Full disclosure, I read this book as a direct result of my affection for the 2001 HBO series Band of Brothers. What's more, I'm a fan of the depiction of David Webster, enough so that when I found out that he wrote a book about his experience in WWII via Wikipedia I decided to try reading my first WWII memoir. I wasn't disappointed, but my reading of it was undeniably and directly influenced by the HBO show. There were soldiers I had never heard of before, and some personalities (Janovek) whose presence in E Company was more established than was depicted in the show, but it was strangely rewarding to see how many of Webster's anecdotes found their way into the screenplay in some form or other.

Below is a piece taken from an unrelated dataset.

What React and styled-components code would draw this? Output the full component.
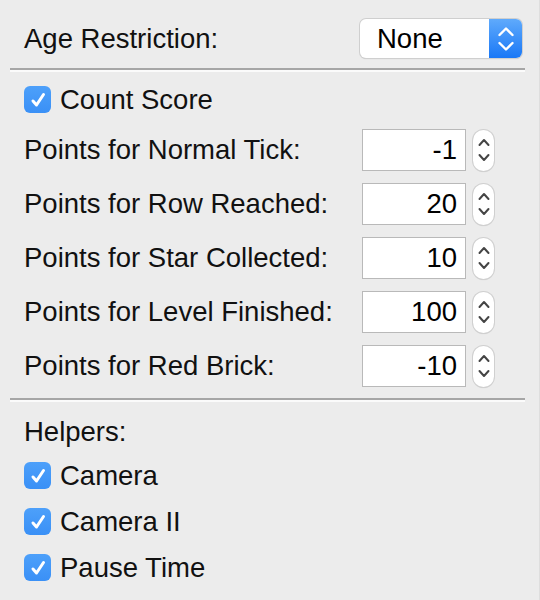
import React, { useState } from 'react';
import styled, { createGlobalStyle } from 'styled-components';

const GlobalStyle = createGlobalStyle`
  html, body {
    margin: 0;
    padding: 0;
    background: #ececec;
  }
  body {
    font-family: "Liberation Sans", Arial, Helvetica, sans-serif;
  }
`;

const Panel = styled.div`
  width: 540px;
  height: 600px;
  box-sizing: border-box;
  background: #ececec;
  border-right: 1px solid #dedede;
  display: flex;
  flex-direction: column;
  color: #111;
  font-size: 27.5px;
  overflow: hidden;
`;

const Section = styled.div`
  display: flex;
  flex-direction: column;
  padding: ${(p) => p.$pad || '0'};
  padding-left: 24px;
  padding-right: 19px;
`;

const Row = styled.div`
  display: flex;
  align-items: center;
  justify-content: space-between;
  height: ${(p) => p.$h || 41}px;
  margin-top: ${(p) => p.$mt || 0}px;
`;

const Label = styled.span`
  line-height: 30px;
  white-space: nowrap;
`;

const Divider = styled.div`
  margin: 0 14px 0 10px;
  height: 2px;
  background: #a6a6a6;
  border-bottom: 2px solid #fbfbfb;
`;

const Popup = styled.div`
  width: 162px;
  height: 39px;
  box-sizing: border-box;
  display: flex;
  border-radius: 6px;
  background: #fff;
  box-shadow: 0 0 0 1px #cfcfcf, 0 1px 1px rgba(0, 0, 0, 0.18);
  overflow: hidden;
  margin-right: -2px;
`;

const PopupText = styled.span`
  flex: 1;
  padding-left: 17px;
  line-height: 39px;
  color: #000;
`;

const PopupArrows = styled.div`
  width: 33px;
  background: linear-gradient(#5faafc, #1a78f6);
  display: flex;
  align-items: center;
  justify-content: center;
`;

const Field = styled.div`
  display: flex;
  align-items: center;
  gap: 7px;
  margin-right: 26px;
`;

const NumberBox = styled.div`
  width: 104px;
  height: 42px;
  box-sizing: border-box;
  background: #fff;
  border: 1.5px solid #b9b9b9;
  text-align: right;
  padding-right: 8px;
  line-height: 40px;
  color: #000;
`;

const Stepper = styled.div`
  width: 21px;
  height: 41px;
  box-sizing: border-box;
  border-radius: 11px;
  background: #fff;
  box-shadow: 0 0 0 1px #d0d0d0, 0 1px 1px rgba(0, 0, 0, 0.15);
  display: flex;
  align-items: center;
  justify-content: center;
`;

const CheckRow = styled.label`
  display: flex;
  align-items: center;
  gap: 9px;
  height: 27px;
  margin-top: ${(p) => p.$mt || 0}px;
  cursor: default;
`;

const Box = styled.span`
  width: 27px;
  height: 27px;
  border-radius: 6px;
  background: ${(p) => (p.$on ? 'linear-gradient(#4da0fa, #3a90f6)' : '#fff')};
  box-shadow: ${(p) => (p.$on ? 'none' : '0 0 0 1px #bbb')};
  display: flex;
  align-items: center;
  justify-content: center;
  flex-shrink: 0;
`;

const Check = ({ label, mt }) => {
  const [on, setOn] = useState(true);
  return (
    <CheckRow $mt={mt} onClick={() => setOn(!on)}>
      <Box $on={on}>
        {on && (
          <svg width="18" height="18" viewBox="0 0 18 18">
            <path d="M4 10 L7.5 14 L14.5 3.5" fill="none" stroke="#fff" strokeWidth="3" strokeLinecap="round" strokeLinejoin="round" />
          </svg>
        )}
      </Box>
      <Label>{label}</Label>
    </CheckRow>
  );
};

// up + down chevrons, sized in px directly
const UpDown = ({ color, w, h, cw, ch, gap, sw }) => {
  const x0 = (w - cw) / 2;
  const x1 = x0 + cw;
  const xm = w / 2;
  const mid = h / 2;
  const upB = mid - gap / 2;
  const upT = upB - ch;
  const dnT = mid + gap / 2;
  const dnB = dnT + ch;
  return (
    <svg width={w} height={h} viewBox={`0 0 ${w} ${h}`}>
      <path d={`M${x0} ${upB} L${xm} ${upT} L${x1} ${upB}`} fill="none" stroke={color} strokeWidth={sw} strokeLinecap="round" strokeLinejoin="round" />
      <path d={`M${x0} ${dnT} L${xm} ${dnB} L${x1} ${dnT}`} fill="none" stroke={color} strokeWidth={sw} strokeLinecap="round" strokeLinejoin="round" />
    </svg>
  );
};

const points = [
  ['Points for Normal Tick:', '-1'],
  ['Points for Row Reached:', '20'],
  ['Points for Star Collected:', '10'],
  ['Points for Level Finished:', '100'],
  ['Points for Red Brick:', '-10'],
];

const App = () => (
  <Panel>
    <GlobalStyle />
    <Section $pad="19px 0 10px">
      <Row $h={39}>
        <Label>Age Restriction:</Label>
        <Popup>
          <PopupText>None</PopupText>
          <PopupArrows>
            <UpDown color="#fff" w={18} h={30} cw={13} ch={6.5} gap={8} sw={2.4} />
          </PopupArrows>
        </Popup>
      </Row>
    </Section>
    <Divider />
    <Section $pad="14px 0 11px">
      <Check label="Count Score" />
      {points.map(([name, value], i) => (
        <Row key={name} $h={42} $mt={i === 0 ? 16 : 12}>
          <Label>{name}</Label>
          <Field>
            <NumberBox>{value}</NumberBox>
            <Stepper>
              <UpDown color="#454545" w={14} h={30} cw={9} ch={5} gap={10} sw={2} />
            </Stepper>
          </Field>
        </Row>
      ))}
    </Section>
    <Divider />
    <Section $pad="15px 0 0">
      <Label>Helpers:</Label>
      <Check label="Camera" mt={15} />
      <Check label="Camera II" mt={19} />
      <Check label="Pause Time" mt={19} />
    </Section>
  </Panel>
);

export default App;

But HBO adaptation aside, Webster's prose is very good - he has a distinct writing voice that I found as compelling as reading a novel with a good plot. I cannot speak to his book's contribution to the war memoir genre, having only read All Quiet on the Western Front, but he writes with a frankness that doesn't pander to nostalgia or reinforce any of the paltry stereotypes about military life that inundate popular culture these days (here's looking at you, Kong: Skull Island). But perhaps that point is moot. After all, as Stephen Ambrose astutely observes in his foreword, Webster wrote his memoir not too long after returning from Europe, during a time when the country did not want to think about the war (they wanted books with lots of sex - hello baby boomer generation). Fifty years after Webster's untimely death, that perception has changed dramatically. Case in point, my 6th grade class went to see Pearl Harbor (2001) in theatres, and as an eleven-year-old I was quite enamoured with the classy, polished depiction of American society in the 1940s. This is the EAME campaign as it was perceived by someone who experienced it firsthand and who had the talent to write about it lucidly, before Hollywood garnered enough interest in its capitalistic potential to sink its claws into it.